Pazarcık, Nurdağı, İslahiye, Kırıkhan, Reyhanlı, Amik Ovası birinci derecede deprem bölgesidir. Büyükşehir Belediye Başkanı Fatma Şahin bile yıkımın yüzde 60’lara vardığını söyledi. AFAD ve askeriye burada elinden geleni yapmaya çalışıyor. Ama bu bölgede söylenen, insanların artık kendi çabalarıyla harabelerin altından birilerini çıkarmaya çalıştığı.Özellikle İslahiye’de yeni yapılan apartmanların, büyük binaların yıkıldığını söylediler. Gaziantep’in doğusundaki ilçeler deprem aksı üzerindedir. Gaziantep’te yıkılan yerler İbrahimli adı verilen yeni yapılaşmaların olduğu bölgede.

 

Kentin çeperini ziyaret ettiğini belirten Tarlan, buradaki insanların çoğunlukla mülteciler ve sanayi bölgesinde çalışan insanlar olduğunu aktardı. Bölgede insanların ekmek ve su bile bulamadığını, evleri hasar almamış olsa da binalarına girmediklerini belirtti. Gaziantep nüfusunun neredeyse tamamının sokaklarda, açık alanlarda, geceleri ateş yakarak beklediğini ekledi. Yakıtla ilgili ciddi de sorun yaşadığını aktaran Tarlan, depremden ancak iki gün sonra bazı bakkal ve marketlerin açıldığını söyledi. 

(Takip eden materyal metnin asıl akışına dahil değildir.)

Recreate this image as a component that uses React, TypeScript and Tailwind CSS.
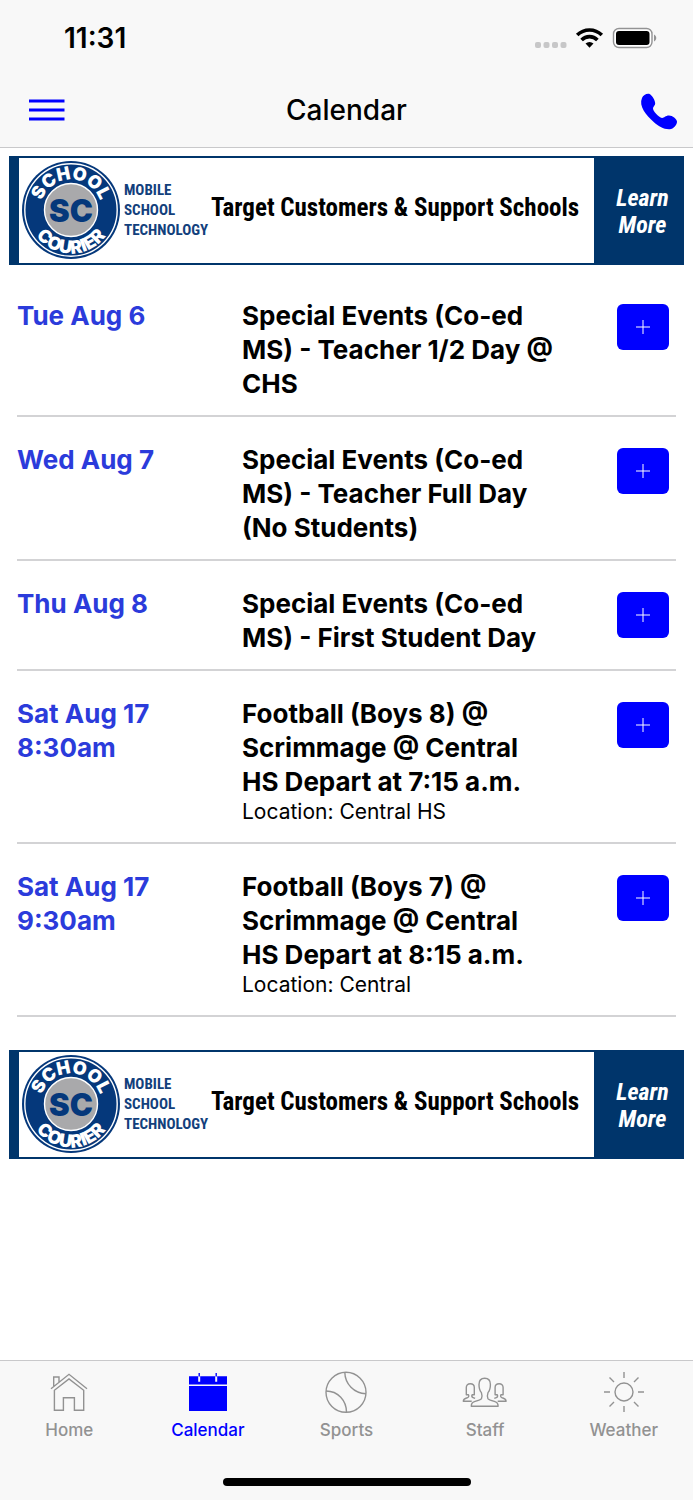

Bölgeye yapılacak yardımlar hakkında kendisine yöneltilen soruya Tatlan şu cevabı verdi:

Nurdağ ve İslahiye gibi bölgelerde çok ciddi ihtiyaç var. Elektrik ve doğalgaz olmadığı için ısınmak mümkün değil. Ancak gece -3 dereceye düşen soğukta ateş başında olmak da yeterli değil. İnsanlar ancak depremzedeler için tahsis edilmiş bir alana girildiğinde ısınma imkânı buluyor. Bu bölgede çocuklar için mama, bez gibi zaruri ihtiyaçlar var. Gaziantep’te insanlar kendi başının çaresine bakıyor. Birkaç fırın açıldı ama yine de yeterli değil.

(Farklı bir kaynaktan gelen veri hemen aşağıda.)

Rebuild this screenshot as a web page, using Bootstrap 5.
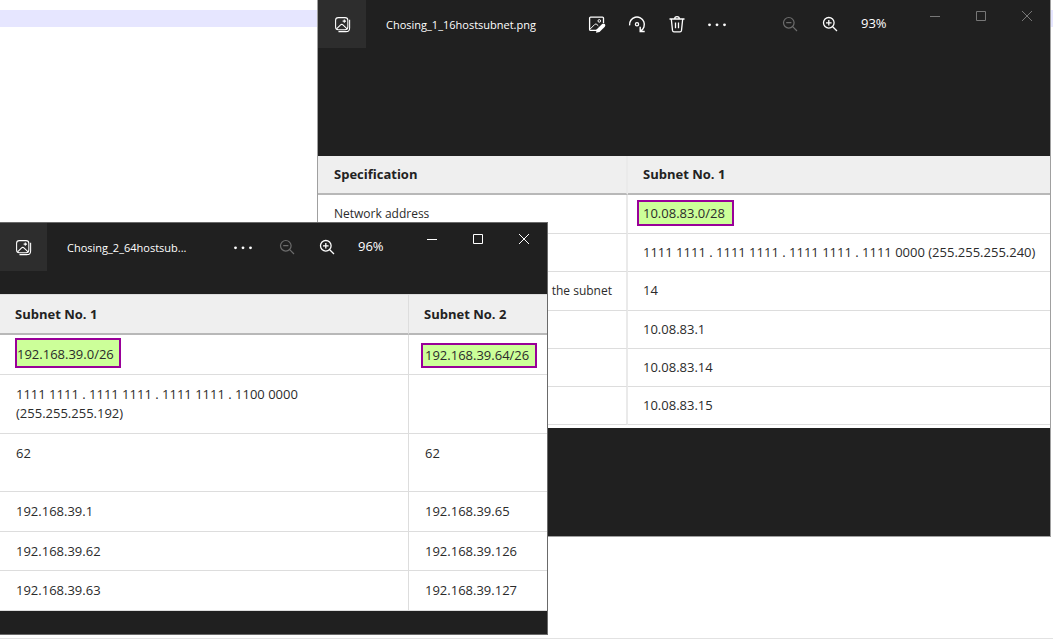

Gaziantep’te Suriye ve Türkiye’deki mültecilere insani yardım götüren STK ve kurumların çok sayıda olduğunu ancak hızlı bir şekilde organize olamadığını çünkü bu derneklerin belirli prosedürlere göre hareket ettiğini belirtti. Bu kuruluşların çalışanlarının da depremden etkilendiğini söyleyen Tarlan, şu anda Suriye’de de ciddi can kaybının yaşandığını aktardı. Ancak bölgede depremin etkisinin ne boyutta olduğunun bilinmediğini, insanların bu bölgeyi önemsemediğini sözlerine ekledi.

Sürekli artçı depremlerin yaşandığını, bölgedeki insanların psikolojik olarak çok etkilendiğini ve şoku bir bir türkü atlatamadıklarını ifade eden Tarlan, spekülasyona izin vermeden doğru bilginin yayılmasının ve dayanışma duygusunu güçlendirmenin çok önemli olduğunu söyledi. Medyanın kamusal hizmet veren bir alan olduğunu ve bu alandaki yanlış bilgilerin bölgedeki insanları psikolojik olarak çok etkilediğini ekledi.

Tarlan, “Gaziantep’in çeperi bir işçi ve emekçi bölgesidir. Bu insanlara yardımcı olmak için burada kalıyoruz. Bu dayanışma ve destek ruhu ortaya çıkmazsa, insanların bu travmayı atlatması çok zor olacak.” dedi. Bölgede sınırın 2016 yılından bu yana kapalı olduğunu bu sebeple ülke arası geçişlerin mümkün olmadığını, henüz teyit edilmese de mültecilerin şehirlerarası seyahat için yol izni belgesine ihtiyaçları olduğunu da hatırlattı.